**** Entries shown ****

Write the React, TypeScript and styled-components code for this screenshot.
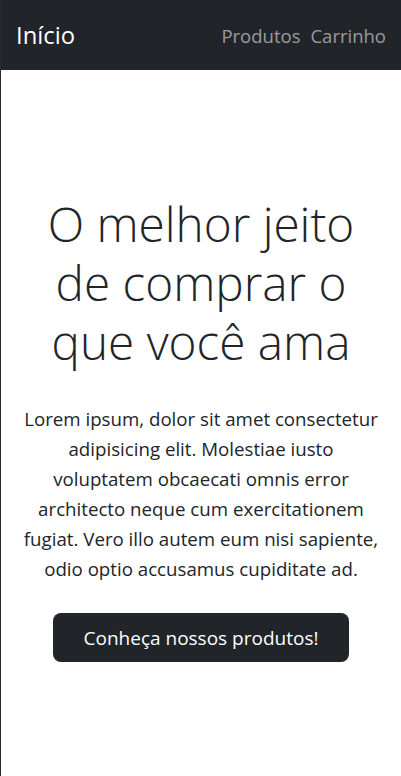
import React from "react";
import styled, { createGlobalStyle } from "styled-components";

const Global = createGlobalStyle`
  * { box-sizing: border-box; }
  html, body { margin: 0; padding: 0; background: #fff; }
  body {
    font-family: "Open Sans", "Noto Sans", "Liberation Sans", sans-serif;
    color: #212529;
    border-left: 1px solid #2b2b2b;
    min-height: 776px;
  }
`;

const Nav = styled.nav`
  height: 70px;
  background: #212529;
  display: flex;
  align-items: center;
  justify-content: space-between;
  padding: 0 15px 0 16px;
  margin-left: -1px;
`;

const Brand = styled.a`
  color: #fff;
  font-size: 23.8px;
  text-decoration: none;
`;

const Links = styled.div`
  display: flex;
  gap: 10px;
`;

const NavLink = styled.a`
  color: rgba(255, 255, 255, 0.55);
  font-size: 18.5px;
  text-decoration: none;
`;

const Hero = styled.main`
  display: flex;
  flex-direction: column;
  align-items: center;
  text-align: center;
  padding: 124px 20px 0;
`;

const Title = styled.h1`
  margin: 0 0 33px;
  font-size: 47.7px;
  font-weight: 300;
  line-height: 59px;
`;

const Lead = styled.p`
  margin: 0 0 29px;
  font-size: 18.7px;
  line-height: 30px;
`;

const Button = styled.button`
  background: #212529;
  color: #fff;
  border: none;
  border-radius: 8px;
  width: 296px;
  height: 49px;
  font-family: inherit;
  font-size: 19px;
  cursor: pointer;
`;

export default function App() {
  return (
    <>
      <Global />
      <Nav>
        <Brand href="#">Início</Brand>
        <Links>
          <NavLink href="#">Produtos</NavLink>
          <NavLink href="#">Carrinho</NavLink>
        </Links>
      </Nav>
      <Hero>
        <Title>
          O melhor jeito
          <br />
          de comprar o
          <br />
          que você ama
        </Title>
        <Lead>
          Lorem ipsum, dolor sit amet consectetur adipisicing elit. Molestiae
          iusto voluptatem obcaecati omnis error architecto neque cum
          exercitationem fugiat. Vero illo autem eum nisi sapiente, odio optio
          accusamus cupiditate ad.
        </Lead>
        <Button>Conheça nossos produtos!</Button>
      </Hero>
    </>
  );
}
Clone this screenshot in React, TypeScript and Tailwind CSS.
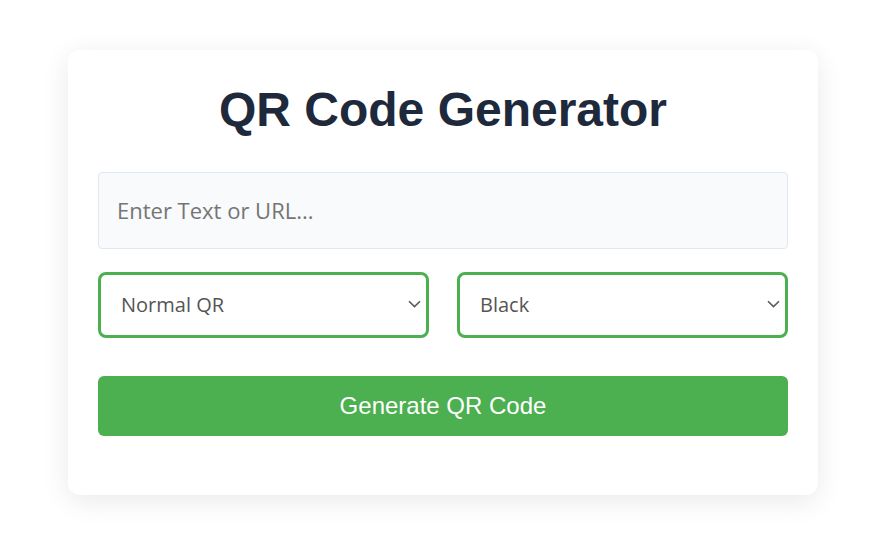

****

• [Problem requirements]: Reproduce the material above in full and without alteration, but skip all pictures.

• [Answer to the task]:
Write the React, TypeScript and styled-components code for this screenshot.
import React from "react";
import styled, { createGlobalStyle } from "styled-components";

const Global = createGlobalStyle`
  * { box-sizing: border-box; }
  html, body { margin: 0; padding: 0; background: #fff; }
  body {
    font-family: "Open Sans", "Noto Sans", "Liberation Sans", sans-serif;
    color: #212529;
    border-left: 1px solid #2b2b2b;
    min-height: 776px;
  }
`;

const Nav = styled.nav`
  height: 70px;
  background: #212529;
  display: flex;
  align-items: center;
  justify-content: space-between;
  padding: 0 15px 0 16px;
  margin-left: -1px;
`;

const Brand = styled.a`
  color: #fff;
  font-size: 23.8px;
  text-decoration: none;
`;

const Links = styled.div`
  display: flex;
  gap: 10px;
`;

const NavLink = styled.a`
  color: rgba(255, 255, 255, 0.55);
  font-size: 18.5px;
  text-decoration: none;
`;

const Hero = styled.main`
  display: flex;
  flex-direction: column;
  align-items: center;
  text-align: center;
  padding: 124px 20px 0;
`;

const Title = styled.h1`
  margin: 0 0 33px;
  font-size: 47.7px;
  font-weight: 300;
  line-height: 59px;
`;

const Lead = styled.p`
  margin: 0 0 29px;
  font-size: 18.7px;
  line-height: 30px;
`;

const Button = styled.button`
  background: #212529;
  color: #fff;
  border: none;
  border-radius: 8px;
  width: 296px;
  height: 49px;
  font-family: inherit;
  font-size: 19px;
  cursor: pointer;
`;

export default function App() {
  return (
    <>
      <Global />
      <Nav>
        <Brand href="#">Início</Brand>
        <Links>
          <NavLink href="#">Produtos</NavLink>
          <NavLink href="#">Carrinho</NavLink>
        </Links>
      </Nav>
      <Hero>
        <Title>
          O melhor jeito
          <br />
          de comprar o
          <br />
          que você ama
        </Title>
        <Lead>
          Lorem ipsum, dolor sit amet consectetur adipisicing elit. Molestiae
          iusto voluptatem obcaecati omnis error architecto neque cum
          exercitationem fugiat. Vero illo autem eum nisi sapiente, odio optio
          accusamus cupiditate ad.
        </Lead>
        <Button>Conheça nossos produtos!</Button>
      </Hero>
    </>
  );
}
Clone this screenshot in React, TypeScript and Tailwind CSS.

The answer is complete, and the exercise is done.